As a general rule of thumb, first-time homebuyers run a wide gamut when it comes to their flexibility, patience, degree of preparedness, the ability to zoom in on priorities and even agreement on wish list items.
That being said, real estate agents who work with first-time homebuyers report consistently high levels of motivation, excitement and nerves — a combination that certainly has the potential to create a perfect storm.
To keep things running smoothly, we’ve compiled a list of questions first-time homebuyers should ask across the board. Agents who are prepared to answer these inquiries upfront and in detail stand at least one step ahead of the competition and facilitate an overall positive experience.
1. ‘How much house can we realistically afford?’
One of the most common ways first-time homebuyers approach the matter of affordability is to save up for a specified down payment — the amount of which ultimately guides the parameters of their search.
Mortgage lenders provide countless calculators with varying estimated payment options. Because these tools are generalized, be sure to present buyers with location-specific home insurance and tax data.
Offer likely utility figures and a home improvement budget as well. Homebuyers with the big picture in mind are less likely to bite off more than they can chew financially.
2. ‘Do you have experience in this area and price range?’
Now that buyers have a well-informed idea of what type of home they can reasonably afford within a specific location, it’s important to display evidence of a strong agent-client match. Point to relevant experience with rural or urban properties, commuting issues, knowledge of local zoning ordinances and even eco-friendly home improvement options.
3. ‘How — and when — can we set up home inspections?’
Parameters for finding information about the condition of any property should be clearly defined. Identify who arranges home inspections at the get-go, as well as whether or not they can be completed before an offer is made.
Results of inspections that take place after both parties sign an agreement may alter original terms. Make sure bids are contingent upon relevant findings and a time limit is set within which down payment amounts may be returned if homebuyers change their minds.
Agree, in advance, who will be present during all home and pest inspections as well as which party is responsible for service payment. If possible, compile a list of area providers known for thorough and quality work.
4. ‘What should we offer?’
When the search reveals a property that checks most of a client’s boxes, and they’re ready to make a bid, be prepared to delineate the many factors that go into putting forth a strong offer.
Examine the homeowner’s situation.
- Are they motivated to sell?
- Is the house listed as-is?
- Do they sit in a position where they can comfortably wait for a competitive offer?
Next, look at comparable market data. Is the property in question on the high or low end of area home values? If demand is great, consider presenting as attractive an offer as possible, such as cash only or one that agrees to limit contingencies.
Informed bids based on a combination of factors such as research data, market trends and the motivations of both buyer and seller have the highest chance of being accepted.

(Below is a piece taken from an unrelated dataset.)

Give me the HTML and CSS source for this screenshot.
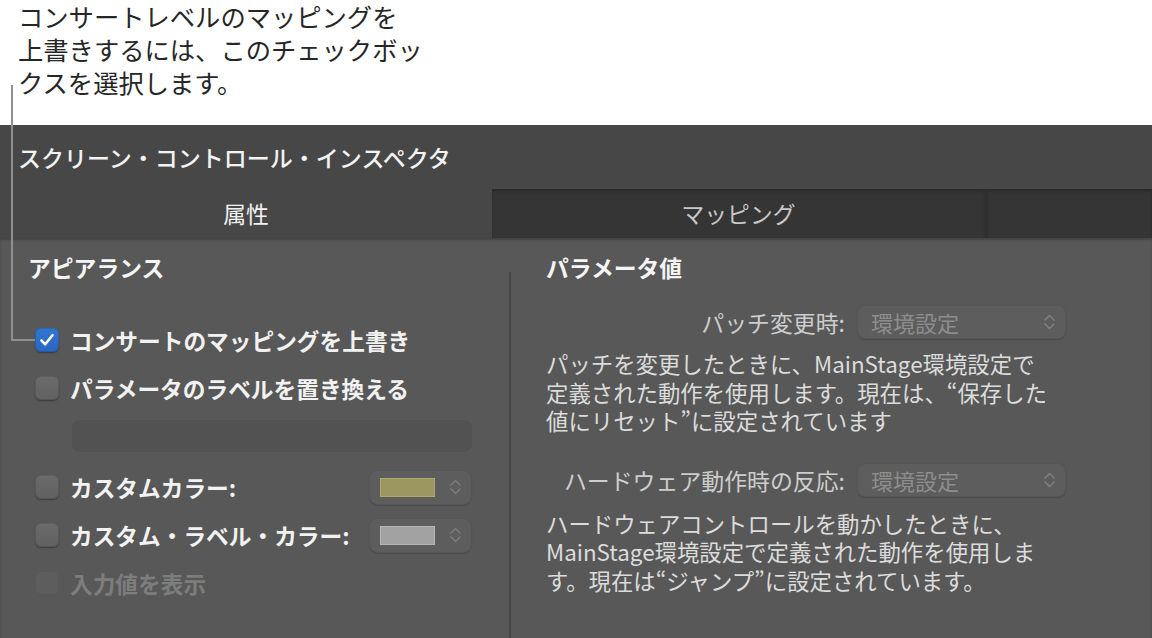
FILE: index.html
```html
<!DOCTYPE html>
<html lang="ja">
<head>
    <meta charset="UTF-8">
    <meta name="viewport" content="width=device-width, initial-scale=1.0">
    <link rel="stylesheet" href="styles.css">
</head>
<body>
    <div class="callout">
        <p class="callout-text">コンサートレベルのマッピングを<br>上書きするには、このチェックボッ<br>クスを選択します。</p>
        <div class="callout-leader"></div>
    </div>

    <div class="inspector">
        <header class="inspector-title">スクリーン・コントロール・インスペクタ</header>
        <nav class="tabs">
            <div class="tab active">属性</div>
            <div class="tab">マッピング</div>
            <div class="tab tab-empty"></div>
        </nav>

        <div class="panel">
            <section class="col col-left">
                <h2 class="section-title">アピアランス</h2>
                <div class="options">
                    <div class="option">
                        <span class="checkbox checked">
                            <svg width="24" height="24" viewBox="0 0 24 24"><path d="M6.5 12.5 L10.2 16.3 L17.5 7.2" fill="none" stroke="#fff" stroke-width="2.6" stroke-linecap="round" stroke-linejoin="round"/></svg>
                        </span>
                        <span class="option-label">コンサートのマッピングを上書き</span>
                    </div>
                    <div class="option">
                        <span class="checkbox"></span>
                        <span class="option-label">パラメータのラベルを置き換える</span>
                    </div>
                    <div class="text-field"></div>
                    <div class="option">
                        <span class="checkbox"></span>
                        <span class="option-label">カスタムカラー:</span>
                        <div class="color-well">
                            <span class="swatch swatch-olive"></span>
                            <svg class="stepper" width="13" height="20" viewBox="0 0 13 20"><path d="M2 8 L6.5 3.5 L11 8 M2 12 L6.5 16.5 L11 12" fill="none" stroke="#797979" stroke-width="1.7" stroke-linecap="round" stroke-linejoin="round"/></svg>
                        </div>
                    </div>
                    <div class="option">
                        <span class="checkbox"></span>
                        <span class="option-label">カスタム・ラベル・カラー:</span>
                        <div class="color-well">
                            <span class="swatch swatch-grey"></span>
                            <svg class="stepper" width="13" height="20" viewBox="0 0 13 20"><path d="M2 8 L6.5 3.5 L11 8 M2 12 L6.5 16.5 L11 12" fill="none" stroke="#797979" stroke-width="1.7" stroke-linecap="round" stroke-linejoin="round"/></svg>
                        </div>
                    </div>
                    <div class="option disabled">
                        <span class="checkbox"></span>
                        <span class="option-label">入力値を表示</span>
                    </div>
                </div>
            </section>

            <div class="divider"></div>

            <section class="col col-right">
                <h2 class="section-title">パラメータ値</h2>

                <div class="field-row">
                    <span class="field-label">パッチ変更時:</span>
                    <div class="popup">
                        <span>環境設定</span>
                        <svg width="13" height="20" viewBox="0 0 13 20"><path d="M2 8 L6.5 3.5 L11 8 M2 12 L6.5 16.5 L11 12" fill="none" stroke="#7e7e7e" stroke-width="1.7" stroke-linecap="round" stroke-linejoin="round"/></svg>
                    </div>
                </div>
                <p class="note">パッチを変更したときに、MainStage環境設定で<br>定義された動作を使用します。現在は、“保存した<br>値にリセット”に設定されています</p>

                <div class="field-row second">
                    <span class="field-label">ハードウェア動作時の反応:</span>
                    <div class="popup">
                        <span>環境設定</span>
                        <svg width="13" height="20" viewBox="0 0 13 20"><path d="M2 8 L6.5 3.5 L11 8 M2 12 L6.5 16.5 L11 12" fill="none" stroke="#7e7e7e" stroke-width="1.7" stroke-linecap="round" stroke-linejoin="round"/></svg>
                    </div>
                </div>
                <p class="note second">ハードウェアコントロールを動かしたときに、<br>MainStage環境設定で定義された動作を使用しま<br>す。現在は“ジャンプ”に設定されています。</p>
            </section>
        </div>
    </div>
</body>
</html>
```

FILE: styles.css
```css
* {
   box-sizing: border-box;
}
body {
   margin: 0;
   width: 1152px;
   height: 638px;
   overflow: hidden;
   background: #fff;
   font-family: "Noto Sans CJK JP", "Noto Sans", sans-serif;
}

/* note above the inspector */
.callout {
   height: 125px;
   padding-left: 18px;
}
.callout-text {
   margin: 0;
   font-size: 25.3px;
   line-height: 33px;
   color: #262626;
}
.callout-leader {
   position: absolute; /* runs over the inspector down to the checkbox */
   left: 11px;
   top: 85px;
   width: 24px;
   height: 256px;
   border-left: 2px solid #8f8f8f;
   border-bottom: 2px solid #8f8f8f;
   z-index: 2;
}

.inspector-title {
   height: 64px;
   background: #474747;
   padding: 17px 0 0 18px;
   font-size: 23px;
   line-height: 30px;
   font-weight: 500;
   color: #f3f3f3;
}
.tabs {
   display: grid;
   grid-template-columns: 492px 493px 1fr;
   height: 49px;
}
.tab {
   background: #353535;
   box-shadow: inset 0 2px 3px rgba(0, 0, 0, 0.25);
   text-align: center;
   font-size: 22.8px;
   line-height: 49px;
   color: #c9c9c9;
}
.tab.active {
   background: #474747;
   box-shadow: none;
   color: #f2f2f2;
}
.tab-empty {
   border-left: 2px solid #2e2e2e;
}

.panel {
   display: grid;
   grid-template-columns: 509px 2px 1fr;
   height: 400px;
   background: #585858;
   box-shadow: inset 0 2px 2px rgba(0, 0, 0, 0.22);
}
.divider {
   margin-top: 34px;
   background: #474747;
}
.col {
   padding-top: 16px;
}
.col-left {
   padding-left: 28px;
}
.col-right {
   padding-left: 35px;
}
.section-title {
   margin: 0;
   font-size: 22.8px;
   line-height: 28px;
   font-weight: 700;
   color: #f5f5f5;
}

/* checkbox list */
.options {
   margin: 34px 0 0 7px;
   width: 437px;
}
.option {
   display: flex;
   align-items: center;
   height: 48px;
   gap: 11px;
}
.checkbox {
   width: 24px;
   height: 24px;
   flex: none;
   border-radius: 6px;
   background: linear-gradient(#6b6b6b, #616161);
   box-shadow: 0 1px 1.5px rgba(0, 0, 0, 0.35), inset 0 0 0 1px rgba(0, 0, 0, 0.12);
}
.checkbox.checked {
   background: linear-gradient(#3276d2, #2966c0);
}
.checkbox svg {
   display: block;
}
.option-label {
   font-size: 22.7px;
   font-weight: 700;
   color: #f2f2f2;
   white-space: nowrap;
}
.option.disabled .checkbox {
   background: #5d5d5d;
   box-shadow: inset 0 0 0 1px rgba(0, 0, 0, 0.06);
}
.option.disabled .option-label {
   color: #7d7d7d;
}
.text-field {
   margin: 8px 0 11px 37px;
   width: 400px;
   height: 32px;
   border-radius: 8px;
   background: #525252;
}
.color-well {
   margin-left: auto;
   display: flex;
   align-items: center;
   gap: 14px;
   width: 103px;
   height: 35px;
   padding-left: 10px;
   border-radius: 9px;
   background: #5d5d5d;
   border: 1px solid rgba(0, 0, 0, 0.08);
   box-shadow: 0 1px 1px rgba(0, 0, 0, 0.15);
}
.swatch {
   width: 55px;
   height: 19px;
}
.swatch-olive {
   background: #9c9661;
   border: 1px solid #aea86c;
}
.swatch-grey {
   background: #a2a2a2;
   border: 1px solid #b6b6b6;
}

/* parameter value side */
.field-row {
   display: flex;
   justify-content: flex-end;
   align-items: center;
   gap: 12px;
   width: 520px;
   margin-top: 23px;
}
.field-row.second {
   margin-top: 28px;
}
.field-label {
   font-size: 22.9px;
   color: #cdcdcd;
   white-space: nowrap;
}
.popup {
   display: flex;
   align-items: center;
   justify-content: space-between;
   width: 209px;
   height: 34px;
   padding: 0 9px 0 13px;
   border-radius: 8px;
   background: #5d5d5d;
   border: 1px solid rgba(0, 0, 0, 0.08);
   box-shadow: 0 1px 1px rgba(0, 0, 0, 0.15);
   font-size: 22px;
   color: #8d8d8d;
}
.note {
   margin: 10px 0 0;
   font-size: 22.4px;
   line-height: 28.5px;
   color: #dcdcdc;
   white-space: nowrap;
}
.note.second {
   margin-top: 12px;
}
```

5. ‘How quickly can we complete the process once our bid has been accepted?’
Most contracts revolve around closing dates within 30-45 days of signing. Loan pre-approval, satisfactory completion of home and pest inspections and mutual contingency agreement all move the timetable along quickly.
6. ‘Can we ask for concessions if we see repairs we want to do ourselves?’
Buyers with home improvement vision or a commitment toward sustainable living may want to update major features before moving in.
The knowledge, for instance, that clients are interested in going solar puts homes with roofs that need repair high on the must-see list. If energy-efficiency is their thing, consider searching properties with old windows, appliances or a sketchy boiler system.
Switching to eco-friendly models as a best-interest scenario for the buyer is the perfect impetus to ask for reasonable financial compensation instead of holding the seller responsible for repairs. Whatever can be conceived as a win-win concession proposal improves chances for a satisfactory sale all around.
7. ‘What are closing costs, and how do we compute them?’
If buyers are taking out a loan for the purchase, refer to their lending institution for a copy of the HUD-1 statement. Real estate agents who are familiar with titles and escrow are well-equipped to advise first-time clients on the ins and outs of origination and deed recording fees.
In general, closing costs run between 2 percent to 5 percent of the agreed-upon purchase price.
Perfect storm averted. Proactive answers to these questions help Realtors keep first-time homebuyers in the know — and on the sunny side of the street!